Jesús Tomás, Joan M. Val, Ferran Fabregat, Francisco Casacuberta, David Picó, Alberto Sanchis, Enrique Vidal. Automatic Development of Spanish-Catalan Corpora for Machine Translation. Proceedings of the Second International Workshop on Spanish Language Processing and Language Technologies, 2001. pp. 175-179.

To be able to successfully translate a text using example-based techniques, it is necessary to have a large computerized database of parallel sentences. In this paper, we describe an automatic procedure to construct a bilingual corpus from Internet. We also describe how we obtained two Spanish and Catalan corpora from two periodical publications (a legal bulletin and a newspaper). The corpus construction process consists of four main phases. First, the information is automatically obtained from Internet and no significant information is eliminated. Second, the corpus is fragmented into linguistic units (tokens, sentences, paragraph, etc.) by specific rules.
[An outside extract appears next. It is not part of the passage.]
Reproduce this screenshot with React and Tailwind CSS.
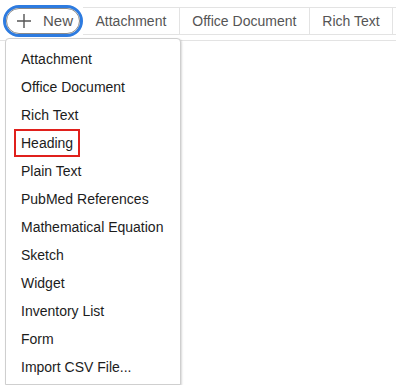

Then, a procedure detects certain translation units, which have a specific behavior (numbers, abbreviations, proper nouns, etc.). Finally, the sentences from the two different languages are aligned. We introduce a new iterative algorithm for aligning parallel texts, which is based on Dynamic Programming. A manual test was done to verify the output of each phase. At the end of the paper, we discuss the results.